Both sides claimed the victory in the Sunday's battle. The Confederates claimed to have driven off the "Monitor," and stated that Jones had waited for some time for her to renew the fight, before he turned back to Norfolk. The Federals argued that the object of the "Merrimac" was to destroy the "Minnesota," and the "Monitor" had prevented this, and was therefore the victor. The frigate was successfully floated next tide. Sometimes the fight is described as a drawn battle, but most writers on the subject accept the Federal contention, and give the honours of the day to the little turret-ship.

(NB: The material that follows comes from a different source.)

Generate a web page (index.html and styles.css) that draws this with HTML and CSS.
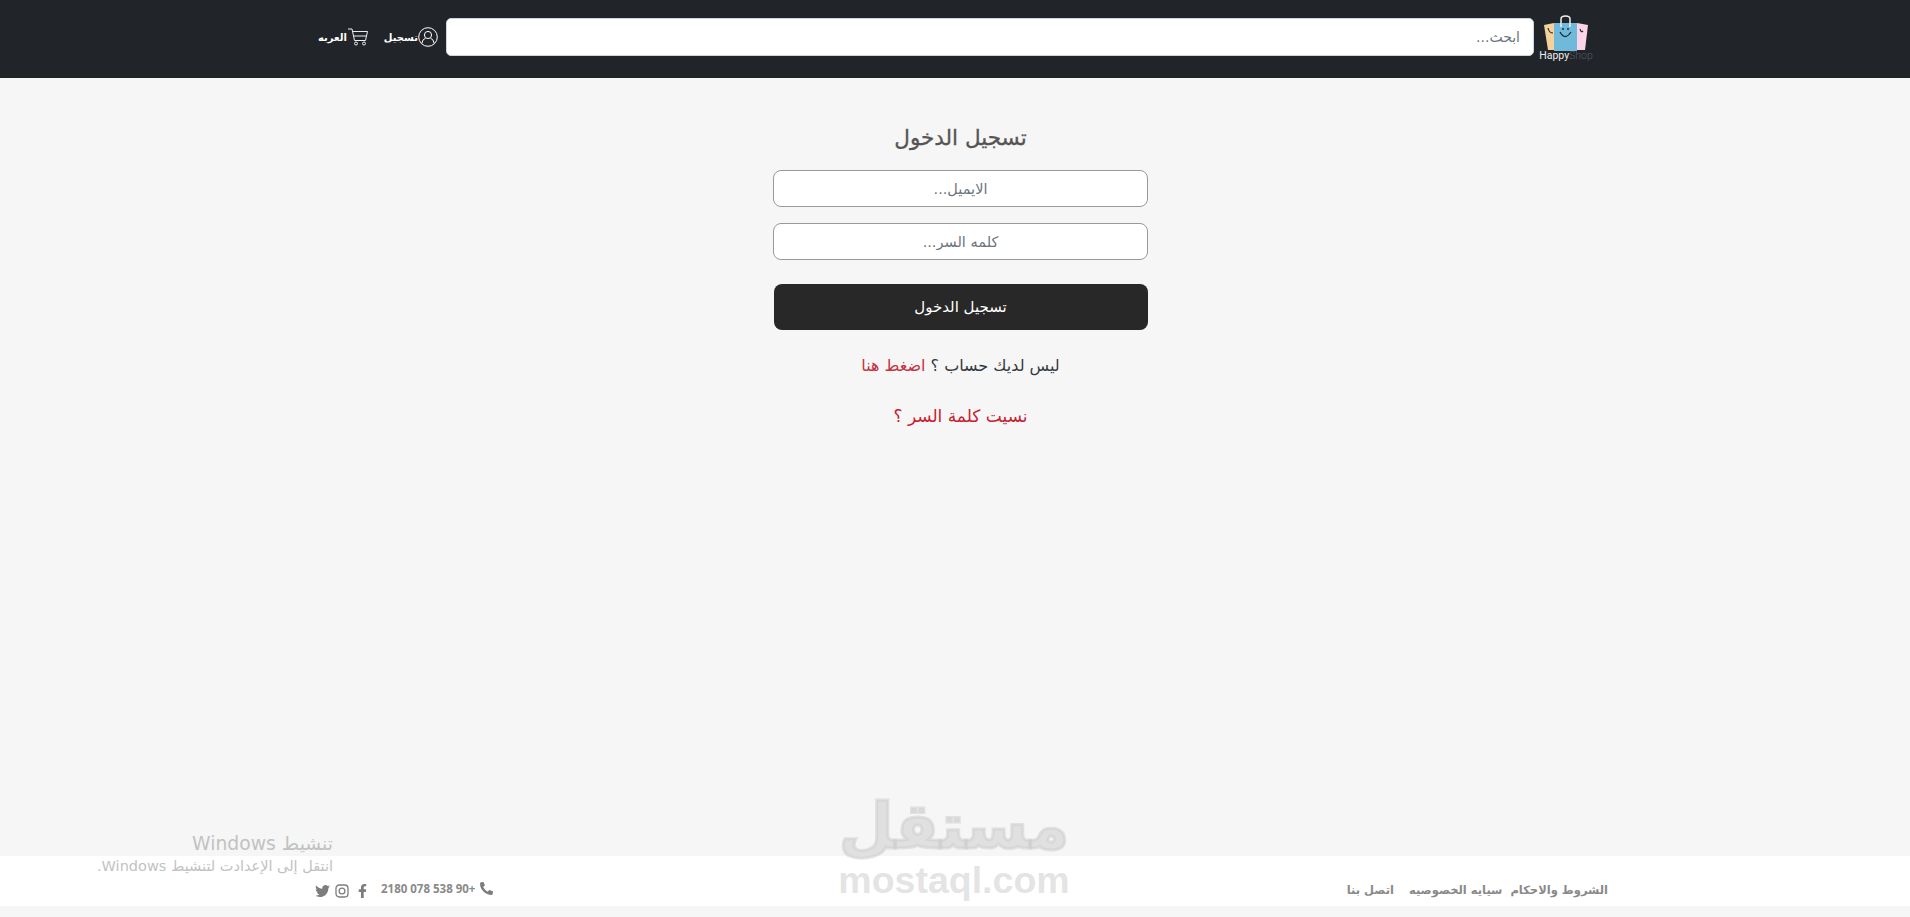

The battle of Hampton Roads was notable, however, not so much for its immediate results, as for its effect on naval opinion and policy. It finally closed the era of unarmoured ships; it led to a perhaps exaggerated importance being attached to the ram as a weapon of attack; and it led to a very general adoption of the armoured turret, and for a while to the building of low-freeboard turret-ships in various navies. It was not till long after that the story of the "Monitor's" perilous voyage from New York was told, and thus even in America it was not realized that the "Monitor" type was fit only for smooth waters, and was ill adapted for sea-going ships. On the Federal side there was a kind of enthusiasm for the "Monitor." Numbers of low-freeboard turret-ships of somewhat larger size, and with improved details, were built for the United States, and even the failure of Admiral Dupont's "Monitor" fleet in the attack on the Charleston batteries did not convince the Navy Department that the type was defective. Ericsson's building of the "Monitor" to meet the emergency of 1862 was a stroke of genius, but its success had for a long time a misleading effect on the development of naval construction in the United States.

The "Merrimac" was abandoned and burned by the Confederates a few weeks later when they evacuated Norfolk and the neighbourhood. At the end of the year the "Monitor" was ordered to Charleston. She started in tow of a powerful tug, but the fate she had so narrowly escaped on her first voyage overtook her. She was caught in a gale off Cape Hatteras on the evening of 31 December, 1862. The tow-ropes had to be cut, and shortly after midnight the "Monitor" sank ten miles off the Cape. Several of her officers and men went down with her. The rest were rescued by the tug, with great difficulty.

Had the wind blown a little harder during the "Monitor's" first voyage from New York, or had the tow-rope to which she hung parted, there is no doubt she would have gone down in the same way. In that case the course of history would have been different, for the "Merrimac" would have been undisputed master of the Atlantic coast, and have driven off or destroyed every ship of the blockading squadrons. The fates of nations sometimes depend on trifles. That of the American Union depended for some hours on the soundness of the hawser by which the "Monitor" hung on to the tug-boat "Seth Low" of New York.